Let Em Die

Television has always been filled with one hour dramas featuring the full range of modern heroes: doctors, nurses, police, firefighters, soldiers.  Most of them don’t reach too high. I can’t count the number of times I’ve watched a show like Criminal Minds or Castle, only to realize partway through that I’d seen it before. Or the number of times I thought I’ve seen it before only to figure out that it was actually new, but the plotline was so tired and overdone that I’d might as well have seen it. Frankly, the lack of imagination bores the hell out of me.

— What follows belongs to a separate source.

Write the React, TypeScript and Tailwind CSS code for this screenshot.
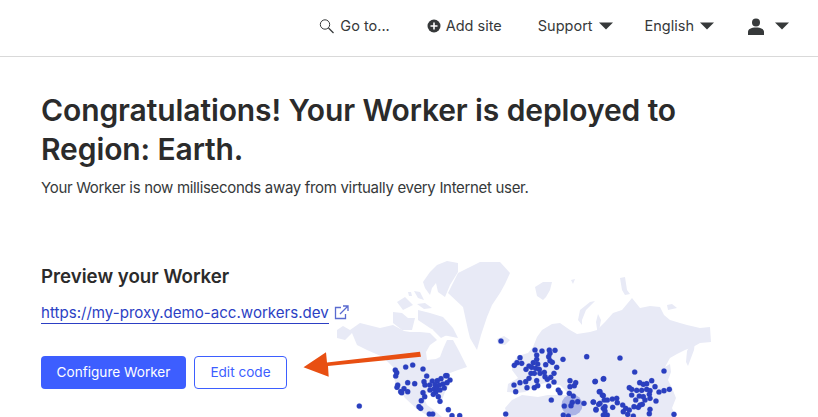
const dots: [number, number][] = [
[395.3,370],[396.7,372.7],[395.7,376],[405.7,367],[412.7,365],[423,369],[426.7,376],[397.7,385],[397,387.3],[407.7,382.7],[414.7,383.7],[400.7,391.7],[401.7,392.7],[404,388.7],[407.7,391.7],[424,381.7],[425,385],[429.7,385],[432.3,381],[437.3,380.7],[441,378.7],[445.7,375.7],[447,375.7],[450,380],[447,382.7],[443,384],[444.3,388],[439.3,385],[435,384.7],[430,390],[434,389],[436.7,388.3],[440,390],[435.7,392.3],[433.3,394.3],[438.3,396.7],[440,401.3],[423,392.7],[424.7,396.7],[421.3,400.7],[419,406.7],[420.7,408.3],[429.3,414],[432.7,414],[448.3,409.7],[452,415.7],[459.7,415.7],[359.3,406],[501,341],
[535,350],[542,351],[549.3,350],[555,350.3],[550,353.3],[536.7,355],[548.7,356.7],[536.7,359.3],[520,357.7],[550,360.7],[563,359.3],[517,362.7],[514.3,365.3],[521.7,363.3],[533.3,362.7],[537.7,364],[545.7,364.7],[552.3,362.3],[556.7,367.3],[554,373.3],[550.7,377.3],[526,369.3],[529,366],[531.7,367.3],[535.7,368.3],[539.3,369.3],[531,373.3],[534.3,373.3],[540,373.3],[544.3,372.3],[545,376.7],[547.3,379.3],[529,378.3],[525.7,381.7],[520,382.7],[514,385],[515.7,391.7],[527,387.7],[534.3,387.7],[536.7,380.7],[537.7,385.7],[548.7,386],[554,382],[558.3,390],[560,392.7],[551.3,400],[570,380.7],[570,386.7],[574.3,385.7],[575.7,382.7],[569.3,393.3],[573.3,396],[577.7,401.7],[584,403.3],[572.3,402.3],[571,405.7],[564.3,406],[563.3,415],[568.3,416],[595,381.7],[586.7,356.7],[603.3,379],[600,391.7],[602.3,395],[593.3,402],[600,403.3],[596,409.3],[603.3,408.3],[505.7,414],
[620,358],[664,371],[634.7,372],[595.3,381.3],[603.7,378.7],[639.7,382.7],[651.7,380.7],[646.7,383.7],[643.3,384.3],[655,386.7],[629.3,387.7],[631.7,389.3],[636.7,390.3],[641.7,390.3],[646.7,389.3],[650,390.7],[659,392],[664,390.7],[669.3,389.3],[631.7,395],[639.3,396],[643.3,396.7],[649.3,394.3],[650,398.3],[635.7,400],[645,400],[656,401],[640,405],[638.3,407.3],[642.3,404.3],[650,409.3],[649.3,413.7],[674,414.3],[599.3,391.7],[603.3,395.7],[604.3,400],[593.3,402],[598.7,404.3],[596,410],[605,406.7],[605,411],[603.3,415],[607.3,415],[607.3,400],[612.3,399],[616.7,398.3],[617.3,402.7],[612.7,407.3],[622.7,405],[625.7,408.3],[629.3,410],[634,406.7],[623.3,411.7],[627.7,414.3],[633.3,416],
];

const land: string[] = [
// North America
"337,330 343,326 350,330 360,323 372,326 380,328 393,325 404,331 410,332 420,332 430,333 437,340 430,345 426,352 427,360 436,359 440,357 443,349 447,340 453,340 459,351 467,367 458,370 450,373 450,383 445,392 442,400 436,392 428,393 424,398 427,405 434,410 442,417 430,417 418,410 405,398 395,383 393,367 383,357 367,350 357,345 352,333 345,340 337,338",
// Greenland
"458,273 468,268 480,262 500,262 510,273 505,284 500,293 492,305 487,317 481,335 477,350 470,338 468,330 463,307 448,293",
// Ellesmere
"423,282 430,272 437,265 447,261 458,263 458,272 450,285 445,297 438,292 436,283 432,288 430,295 425,288",
// Arctic islands
"397,302 405,297 413,305 403,310",
"393,312 402,313 408,318 415,318 412,330 402,330 393,323",
"414,291 420,292 424,300 418,298",
"408,292 411,292 412,296 409,296",
"418,310 430,313 443,317 453,328 458,338 443,335 430,328 418,320",
"417,304 425,303 432,308 424,309",
"433,330 440,325 447,335 441,338",
// Iceland
"497,339 504,336 510,340 505,345 498,344",
// Svalbard
"535,287 543,282 552,282 550,290 546,297 543,300 537,296",
"571,280 575,279 573,284",
// Novaya Zemlya
"578,320 580,310 590,302 595,301 586,310 582,320 582,325",
"620,278 625,277 627,290 630,294 625,295 622,290",
"667,305 672,304 677,308 668,310",
"596,322 598,314 601,320 598,336",
// Eurasia
"513,362 518,356 528,353 533,347 537,337 542,330 552,324 560,323 570,330 577,334 590,332 597,330 605,322 613,313 622,310 632,298 640,308 650,306 660,307 664,315 670,320 680,323 687,325 700,328 710,327 711,342 700,343 693,347 685,350 677,354 670,358 665,367 670,364 671,372 668,380 672,388 676,398 672,408 676,417 520,417 508,417 505,408 512,400 522,395 538,397 548,395 566,395 572,398 566,391 560,385 553,385 545,383 535,386 525,392 517,393 507,392 508,384 518,378 512,370",
// Sakhalin
"687,351 690,345 695,341 694,350 688,366 686,362",
];

function Caret() {
  return (
    <svg width="14" height="8" viewBox="0 0 14 8" className="shrink-0">
      <path d="M0 0.5h14L7 7.5z" fill="#36393a" />
    </svg>
  );
}

export default function App() {
  return (
    <div className="relative h-[417px] w-[818px] overflow-hidden bg-white font-['Inter',sans-serif] text-[#36393a]">
      <header className="flex h-[57px] items-center justify-end border-b border-[#d9d9d9] pr-[29px] pb-[4px] text-[14.5px]">
        <div className="flex items-center gap-[6px]">
          <svg width="15" height="16" viewBox="0 0 15 16" fill="none" stroke="#36393a" strokeWidth="1">
            <circle cx="6" cy="6.5" r="4.7" />
            <path d="M9.5 10l5 5" strokeWidth="1.2" />
          </svg>
          <span>Go to...</span>
        </div>
        <div className="ml-[37px] flex items-center gap-[5px]">
          <svg width="14" height="14" viewBox="0 0 14 14">
            <circle cx="7" cy="7" r="6.5" fill="#36393a" />
            <path d="M7 3.5v7M3.5 7h7" stroke="#fff" strokeWidth="1.6" />
          </svg>
          <span>Add site</span>
        </div>
        <div className="ml-[36px] flex items-center gap-[6px]">
          <span>Support</span>
          <Caret />
        </div>
        <div className="ml-[32px] flex items-center gap-[6px]">
          <span>English</span>
          <Caret />
        </div>
        <div className="ml-[33px] flex items-center gap-[10px]">
          <svg width="18" height="17" viewBox="0 0 18 17" fill="#36393a">
            <circle cx="9" cy="4.5" r="4" />
            <path d="M1 17v-3c0-3 3-4.5 8-4.5s8 1.500 8 4.500v3z" />
          </svg>
          <Caret />
        </div>
      </header>

      <main className="px-[41px] pt-[34px]">
        <h1 className="w-[700px] text-[30px] font-semibold leading-[39px] tracking-[-0.1px] text-[#2b2b2b]">
          Congratulations! Your Worker is deployed to Region: Earth.
        </h1>
        <p className="mt-[7px] text-[15px] leading-[24px] tracking-[-0.32px]">
          Your Worker is now milliseconds away from virtually every Internet user.
        </p>
        <h2 className="mt-[64px] text-[18.7px] font-semibold leading-[26px] text-[#2b2b2b]">Preview your Worker</h2>
        <div className="mt-[13px] flex items-center gap-[5px]">
          <a className="border-b border-[#2c3fc4] text-[15.1px] leading-[20px] text-[#2c3fc4]">
            https://my-proxy.demo-acc.workers.dev
          </a>
          <svg width="15" height="15" viewBox="0 0 15 15" fill="none" stroke="#5a6bd0" strokeWidth="1.300" className="mb-[2px]">
            <path d="M7 2.500H1.500v11h10V9" />
            <path d="M6 9l7.500-7.500M9 1h5v5" />
          </svg>
        </div>
        <div className="relative z-10 mt-[32px] flex gap-[8px] text-[13.6px]">
          <button className="h-[33px] w-[145px] rounded-[4px] bg-[#3d5eff] text-white">Configure Worker</button>
          <button className="h-[33px] w-[93px] rounded-[4px] border border-[#3d5eff] bg-white text-[#3d5eff]">Edit code</button>
        </div>
      </main>

      <svg className="absolute left-0 top-0" width="818" height="417" viewBox="0 0 818 417">
        {land.map((p, i) => (
          <polygon key={i} points={p} fill="#e8eaf6" />
        ))}
        <circle cx="572" cy="405" r="10.5" fill="#2c3fc4" fillOpacity="0.32" />
        {dots.map(([x, y], i) => (
          <circle key={i} cx={x} cy={y} r="2.600" fill="#2a3fbf" stroke="#2a3fbf" strokeOpacity="0.4" strokeWidth="0.6" />
        ))}
        <polygon
          points="303.500,367.300 326,352.300 327,362.500 420,351.800 421,356.800 328,366 328.700,376.700"
          fill="#e84f12"
        />
      </svg>
    </div>
  );
}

Historical dramas are somewhat better. The best ones find ways to pump new life and new insights into old stories. And stories set in the French court, Victorian England, colonial Africa or the dawn of humankind - depict cultures I’m not overly familiar with. I get a bit irked when someone gets into bed in a medieval castle and their bed linens look like 300 threadcount sheets from WalMart - . Part of making a good historical drama is creating enough verisimilitude to make the viewer feel like they’re there. Either that or throwing it all out the window and doing a Baz Luhrmann-style modern take, putting swordfights and rock n roll on the same palette and using it to paint something flashy out of something that might otherwise just seem tried and true.

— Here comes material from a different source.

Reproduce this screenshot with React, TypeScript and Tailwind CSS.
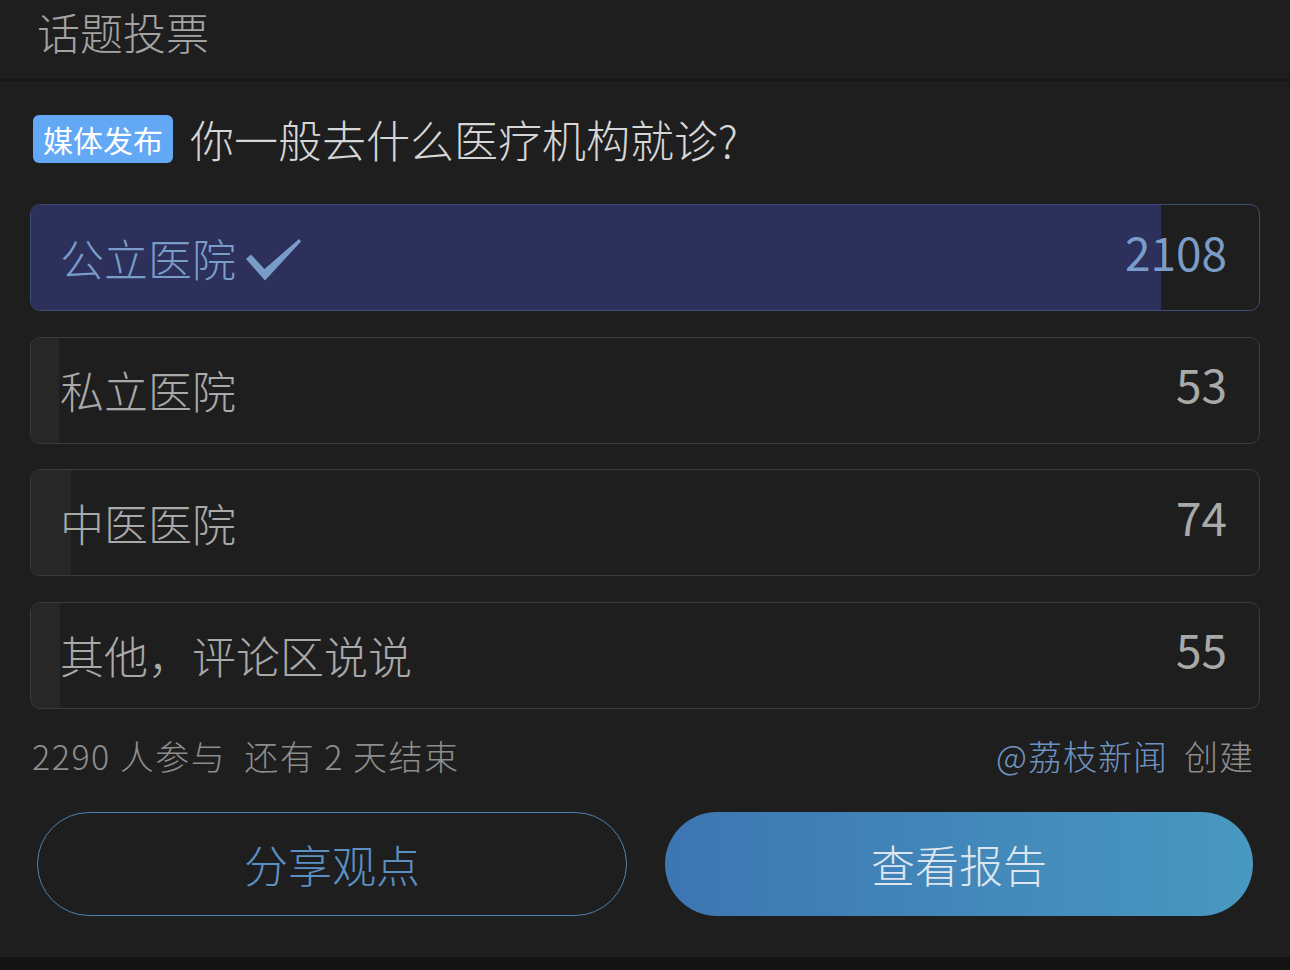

My love of the new, the creative, and the exotic starting when I was a kid. And science fiction has always been the best source of that. The ideas are exciting , the milieus are unfamiliar and the story possibilities are endless. But for most of my life, the budget required to do satisfactory worldbuilding for the small screen just hasn’t been there. Early science fiction movies had to either have huge budgets or settle for looking cheesy. Lots of shows settled for aliens that looked very human and spaceships that looked like plastic models on strings. Lots of plotlines cheated by imagining societies that looked like Nazi Germany with different insignias on the uniforms, or the old west with rayguns, or medieval Europe with computers. The stories were often as pedestrian as the sets. I was delighted when CGI came along and allowed producers to create truly science fictional sets, spaceships and aliens. 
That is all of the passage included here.